Extremamente atraente para os olhos, liberando o acesso a uma coleção restrita por tantos anos, algumas limitações, entretanto, colocam-se para alguém que busque ali informações mais circunstanciadas. Não existe neste programa nenhuma função busca, o que limita as possibilidades de pesquisa de temas recorrentes por intermédio dos documentos, das biografias e das críticas. Neste caso, o interessado é condenado a fazer o seu levantamento como se trabalhasse com os próprios textos escritos, com a desvantagem de que aqui eles estarão sempre na tela, pois também não existe a função cópia, nem para eles, nem para as imagens. Deve-se também lamentar que várias obras do museu, que podemos ver em suas paredes, não estão acessíveis a nós. É de se pensar se a edição não poderia ter listado estas pinturas, com imagens estáticas em preto e branco, o que nos permitiria um mergulho mais profundo no acervo da fundação e em suas sutilezas. Desinteressantes para os olhos de um turista, poderiam transformar-se em material de pesquisa essencial para quem se dispõe a enfrentar o período investigando justamente o que dele não é tão conhecido.
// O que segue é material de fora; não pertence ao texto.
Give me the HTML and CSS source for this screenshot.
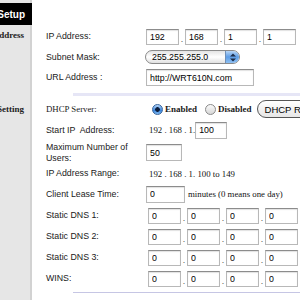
FILE: index.html
```html
<!DOCTYPE html>
<html lang="en">
<head>
  <meta charset="UTF-8" />
  <title>Basic Setup</title>
  <link rel="stylesheet" href="styles.css">
</head>
<body>
  <div class="page">
    <aside class="sidebar">
      <div class="side-title"><span>Network Setup</span></div>
      <div class="side-item side-router"><span>Router Address</span></div>
      <div class="side-item side-dhcp"><span>DHCP Server Setting</span></div>
    </aside>

    <main class="content">
      <!-- router address -->
      <div class="row">
        <label class="label">IP Address:</label>
        <div class="field">
          <input class="octet" type="text" value="192" />
          <span class="dot">.</span>
          <input class="octet" type="text" value="168" />
          <span class="dot">.</span>
          <input class="octet" type="text" value="1" />
          <span class="dot">.</span>
          <input class="octet" type="text" value="1" />
        </div>
      </div>
      <div class="row row-short">
        <label class="label">Subnet Mask:</label>
        <div class="field">
          <div class="select">
            <select><option>255.255.255.0</option></select>
            <span class="arrows">
              <svg width="6" height="9" viewBox="0 0 6 9"><path d="M0 3.5L3 0.5L6 3.5Z M0 5.5L3 8.5L6 5.5Z" fill="#1c2c48"/></svg>
            </span>
          </div>
        </div>
      </div>
      <div class="row">
        <label class="label">URL Address :</label>
        <div class="field">
          <input class="text-input url" type="text" value="http://WRT610N.com" />
        </div>
      </div>

      <div class="divider"></div>

      <!-- dhcp -->
      <div class="row row-short">
        <label class="label serif">DHCP Server:</label>
        <div class="field">
          <input class="radio" type="radio" name="dhcp" checked />
          <span class="radio-text">Enabled</span>
          <input class="radio" type="radio" name="dhcp" />
          <span class="radio-text">Disabled</span>
          <button class="pill">DHCP Reservation</button>
        </div>
      </div>
      <div class="row row-22">
        <label class="label">Start IP&nbsp; Address:</label>
        <div class="field text-field">
          <span class="serif-text">192 . 168 . 1.</span>
          <input class="text-input start" type="text" value="100" />
        </div>
      </div>
      <div class="row row-23">
        <label class="label">Maximum Number of Users:</label>
        <div class="field">
          <input class="text-input users" type="text" value="50" />
        </div>
      </div>
      <div class="row row-19">
        <label class="label">IP Address Range:</label>
        <div class="field text-field">
          <span class="serif-text">192 . 168 . 1. 100 to 149</span>
        </div>
      </div>
      <div class="row row-22">
        <label class="label">Client Lease Time:</label>
        <div class="field">
          <input class="text-input lease" type="text" value="0" />
          <span class="serif-text note">minutes (0 means one day)</span>
        </div>
      </div>
      <div class="row">
        <label class="label">Static DNS 1:</label>
        <div class="field dns">
          <input class="octet" type="text" value="0" /><span class="dot">.</span>
          <input class="octet" type="text" value="0" /><span class="dot">.</span>
          <input class="octet" type="text" value="0" /><span class="dot">.</span>
          <input class="octet" type="text" value="0" />
        </div>
      </div>
      <div class="row">
        <label class="label">Static DNS 2:</label>
        <div class="field dns">
          <input class="octet" type="text" value="0" /><span class="dot">.</span>
          <input class="octet" type="text" value="0" /><span class="dot">.</span>
          <input class="octet" type="text" value="0" /><span class="dot">.</span>
          <input class="octet" type="text" value="0" />
        </div>
      </div>
      <div class="row">
        <label class="label">Static DNS 3:</label>
        <div class="field dns">
          <input class="octet" type="text" value="0" /><span class="dot">.</span>
          <input class="octet" type="text" value="0" /><span class="dot">.</span>
          <input class="octet" type="text" value="0" /><span class="dot">.</span>
          <input class="octet" type="text" value="0" />
        </div>
      </div>
      <div class="row">
        <label class="label">WINS:</label>
        <div class="field dns">
          <input class="octet" type="text" value="0" /><span class="dot">.</span>
          <input class="octet" type="text" value="0" /><span class="dot">.</span>
          <input class="octet" type="text" value="0" /><span class="dot">.</span>
          <input class="octet" type="text" value="0" />
        </div>
      </div>

      <div class="divider divider-thin"></div>
    </main>
  </div>
</body>
</html>
```

FILE: styles.css
```css
body {
  margin: 0;
  background: #fff;
  font-family: 'Liberation Sans', Arial, sans-serif;
  font-size: 8.8px;
  color: #1a1a1a;
  overflow: hidden;
}
.page {
  display: flex;
  width: 300px;
  height: 300px;
  overflow: hidden;
}
.sidebar {
  width: 32px;
  flex: none;
  background: #e6e6e6;
  box-shadow: inset -2px 0 0 #d2d2d2;
}
.side-title {
  margin-top: 3px;
  height: 22px;
  background: #000;
  color: #fff;
  font-weight: bold;
  font-size: 10px;
  display: flex;
  align-items: center;
  justify-content: flex-end;
  padding-right: 7px;
  overflow: hidden;
  white-space: nowrap;
}
.side-item {
  display: flex;
  justify-content: flex-end;
  padding-right: 8px;
  overflow: hidden;
  white-space: nowrap;
  font-family: 'Liberation Serif', 'Times New Roman', serif;
  font-weight: bold;
  font-size: 9px;
  line-height: 11px;
  color: #222;
}
.side-router {
  margin-top: 5px;
}
.side-dhcp {
  margin-top: 63px;
}
.content {
  flex: 1;
  padding-top: 26px;
  padding-left: 14px;
}
.row {
  display: flex;
  align-items: center;
  height: 21px;
}
.row-short { height: 20px; }
.row-19 { height: 19px; }
.row-22 { height: 22px; }
.row-23 { height: 23px; }
.label {
  width: 100px;
  flex: none;
  line-height: 11px;
}
.serif {
  font-family: 'Liberation Serif', 'Times New Roman', serif;
}
.field {
  display: flex;
  align-items: center;
  white-space: nowrap;
}
.text-field {
  padding-left: 3px;
}
.dns {
  padding-left: 2px;
}
input[type="text"] {
  box-sizing: border-box;
  height: 17px;
  margin: 0;
  padding: 0 3px;
  border: 1px solid #b8b8b8;
  border-top-color: #8c8c8c;
  box-shadow: inset 0 1px 1px rgba(0, 0, 0, 0.12);
  font-family: 'Liberation Sans', Arial, sans-serif;
  font-size: 8.8px;
  color: #000;
  background: #fff;
}
.octet {
  width: 33px;
  height: 16px !important;
}
.dot {
  width: 6px;
  text-align: center;
  align-self: flex-end;
  line-height: 12px;
  color: #555;
}
.url { width: 108px; }
.start { width: 32px; margin-left: 2px; }
.users { width: 36px; }
.lease { width: 39px; }
.select {
  display: flex;
  align-items: stretch;
  width: 95px;
  height: 14px;
  margin-left: -1px;
  box-sizing: border-box;
  border: 1px solid #8a8a8a;
  border-radius: 7px;
  overflow: hidden;
  background: linear-gradient(#e4e4e4, #ffffff 50%, #e0e0e0);
}
.select select {
  flex: 1;
  appearance: none;
  -webkit-appearance: none;
  border: none;
  background: transparent;
  padding: 0 0 0 6px;
  margin: 0;
  font-family: 'Liberation Sans', Arial, sans-serif;
  font-size: 8.8px;
  color: #000;
}
.arrows {
  width: 13px;
  display: flex;
  align-items: center;
  justify-content: center;
  background: linear-gradient(#b8d6f6, #5d9de6 50%, #8ec0f2);
  border-left: 1px solid #6d8fb8;
}
.radio {
  appearance: none;
  -webkit-appearance: none;
  box-sizing: border-box;
  width: 11px;
  height: 11px;
  margin: 0;
  border-radius: 50%;
  border: 1px solid #8a8a8a;
  background: linear-gradient(#fbfbfb, #d6d6d6);
}
.radio:first-child {
  margin-left: 6px;
}
.radio:checked {
  border-color: #38659c;
  background: radial-gradient(circle, #0d1d3a 0 2px, transparent 2.6px),
    linear-gradient(#b6d6f8, #3a84dc 60%, #7fb8f0);
}
.radio-text {
  font-family: 'Liberation Serif', 'Times New Roman', serif;
  font-weight: bold;
  font-size: 9px;
  margin: 0 8px 0 2px;
}
.pill {
  flex: none;
  height: 18px;
  margin-left: -3px;
  padding: 0 7px;
  border: 1px solid #555;
  border-radius: 9px;
  background: linear-gradient(#ffffff, #e6e6e6);
  font-family: 'Liberation Sans', Arial, sans-serif;
  font-size: 9.5px;
  color: #000;
}
.serif-text {
  font-family: 'Liberation Serif', 'Times New Roman', serif;
  font-size: 8.8px;
  color: #111;
}
.note {
  margin-left: 3px;
}
.divider {
  height: 3px;
  margin: 5px 0 3px 27px;
  background: #e6e6f6;
}
.divider-thin {
  height: 1px;
  margin-top: 3px;
  background: #c6c6e4;
}
```
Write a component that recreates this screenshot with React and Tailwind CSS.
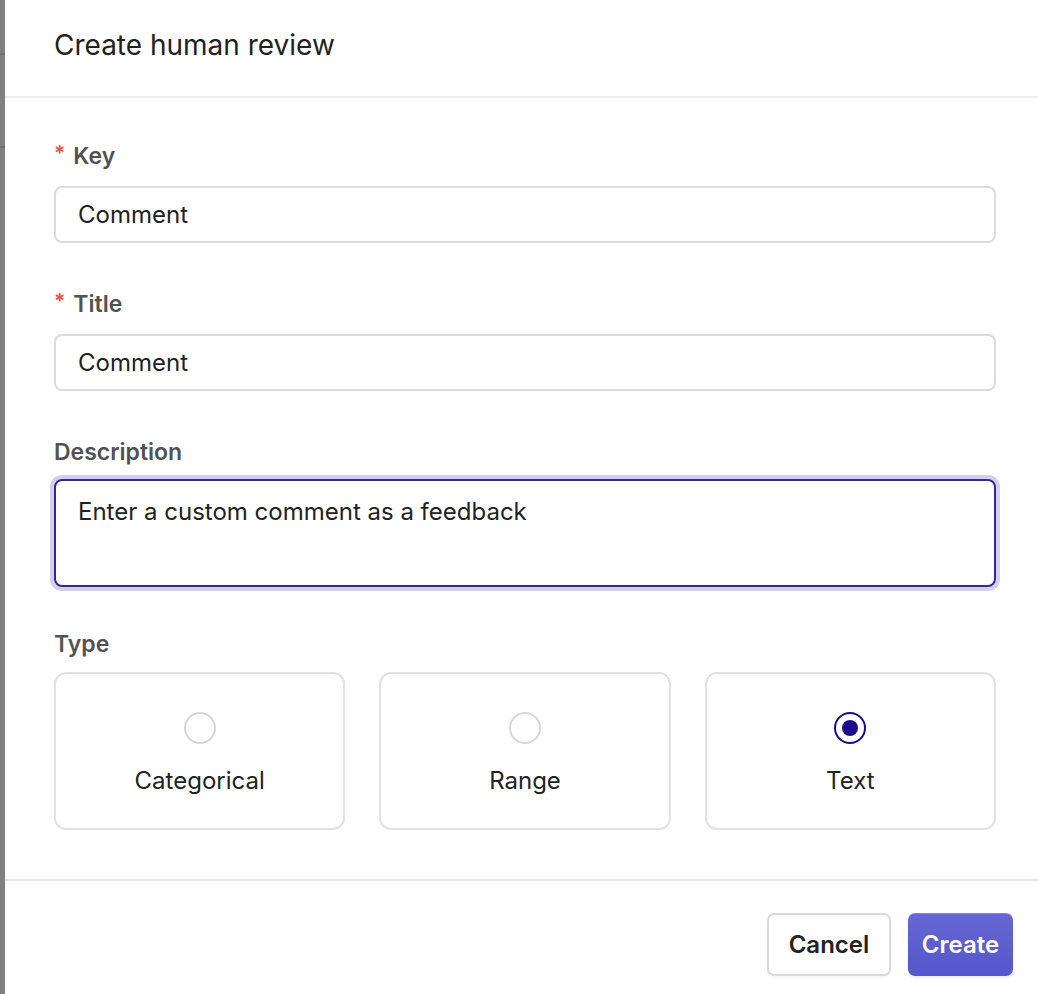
import { useState } from "react";

const types = ["Categorical", "Range", "Text"];

function Field({ label, required, children }) {
  return (
    <div className="flex flex-col">
      <label className="flex items-center h-[28px] text-[23px] font-semibold text-[#525252] mb-[16px]">
        {required && <span className="text-[#e5534b] mr-[8px] text-[21px] leading-none -mt-[6px]">*</span>}
        {label}
      </label>
      {children}
    </div>
  );
}

export default function App() {
  const [type, setType] = useState("Text");

  return (
    <div className="flex w-[1038px] h-[994px] overflow-hidden bg-white text-[#222]" style={{ fontFamily: "Inter, 'Noto Sans', sans-serif" }}>
      <div className="w-[5px] shrink-0 bg-[#808080] flex flex-col">
        <div className="h-[53px]" />
        <div className="h-[2px] bg-[#6f6f6f]" />
        <div className="h-[91px]" />
        <div className="h-[2px] bg-[#6f6f6f]" />
      </div>

      <div className="flex-1 flex flex-col">
        <div className="h-[98px] shrink-0 border-b-2 border-[#ececec] pl-[49px] pt-[28px]">
          <h1 className="text-[28px] leading-[34px] text-[#222] font-normal">Create human review</h1>
        </div>

        <div className="pl-[49px] pr-[42px] pt-[44px] flex flex-col">
          <Field label="Key" required>
            <input
              defaultValue="Comment"
              className="h-[57px] rounded-[8px] border-2 border-[#dcdcdc] px-[22px] text-[24px] text-[#222] outline-none"
            />
          </Field>

          <div className="h-[47px]" />
          <Field label="Title" required>
            <input
              defaultValue="Comment"
              className="h-[57px] rounded-[8px] border-2 border-[#dcdcdc] px-[22px] text-[24px] text-[#222] outline-none"
            />
          </Field>

          <div className="h-[47px]" />
          <div className="flex flex-col">
            <label className="flex items-center h-[28px] text-[23px] font-semibold text-[#525252] mb-[13px]">Description</label>
            <textarea
              defaultValue="Enter a custom comment as a feedback"
              className="h-[108px] resize-none rounded-[8px] border-2 border-[#3a22a3] ring-4 ring-[#d4d0ec] px-[22px] py-[16px] text-[24px] leading-[30px] text-[#222] outline-none"
            />
          </div>

          <div className="h-[43px]" />
          <div className="flex flex-col">
            <label className="flex items-center h-[28px] text-[23px] font-semibold text-[#525252] mb-[14px]">Type</label>
            <div className="grid grid-cols-3 gap-[34px]">
              {types.map((t) => {
                const selected = t === type;
                return (
                  <button
                    key={t}
                    onClick={() => setType(t)}
                    className="h-[158px] rounded-[12px] border-2 border-[#e2e2e2] bg-white flex flex-col items-center pt-[38px]"
                  >
                    <span
                      className={`w-[32px] h-[32px] rounded-full border-2 flex items-center justify-center ${
                        selected ? "border-[#1e0a8c]" : "border-[#d6d6d6]"
                      }`}
                    >
                      {selected && <span className="w-[16px] h-[16px] rounded-full bg-[#1e0a8c]" />}
                    </span>
                    <span className="mt-[23px] text-[24px] leading-[28px] text-[#222]">{t}</span>
                  </button>
                );
              })}
            </div>
          </div>
        </div>

        <div className="mt-[49px] border-t-2 border-[#e6e6e6] flex justify-end gap-[17px] pt-[32px] pr-[25px]">
          <button className="w-[124px] h-[63px] rounded-[7px] border-2 border-[#dadada] bg-white text-[24px] font-semibold text-[#222] shadow-[0_2px_3px_rgba(0,0,0,0.04)]">
            Cancel
          </button>
          <button className="w-[105px] h-[63px] rounded-[7px] bg-gradient-to-b from-[#6667d3] to-[#5557cb] text-[24px] font-semibold text-white shadow-[inset_0_1px_0_rgba(255,255,255,0.2),0_2px_3px_rgba(0,0,0,0.08)]">
            Create
          </button>
        </div>
      </div>
    </div>
  );
}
A luminosidade das pinturas vistas na tela de um computador é muito diferente da que a apreciação direta das obras nos proporciona, num processo que acentua ainda mais o brilho que as reproduções impressas já apresentavam. Isto pode causar o efeito perverso de desapontar as pessoas que travaram seus contatos com as obras primeiro pelas imagens e que podem ver nas pinturas originais apenas coisas sem brilho e sem encanto, num processo de inversão de referências entre as coisas e as imagens tão comum após a disseminação na vida cotidiana por das televisões e dos computadores. Este é um risco que se corre e no qual se deve prestar atenção

A Passion for Art surge, assim, como um passeio que certamente vai fazer com que muitas pessoas que não têm acesso direto e cotidiano às obras de arte, ou às suas reproduções, experimentem pela primeira vez o saboroso gosto de uma paixão da qual será muito difícil separar-se depois. Para todos os outros, trará sempre a sensação deliciosa de reencontrar com carinho o seu amor de sempre.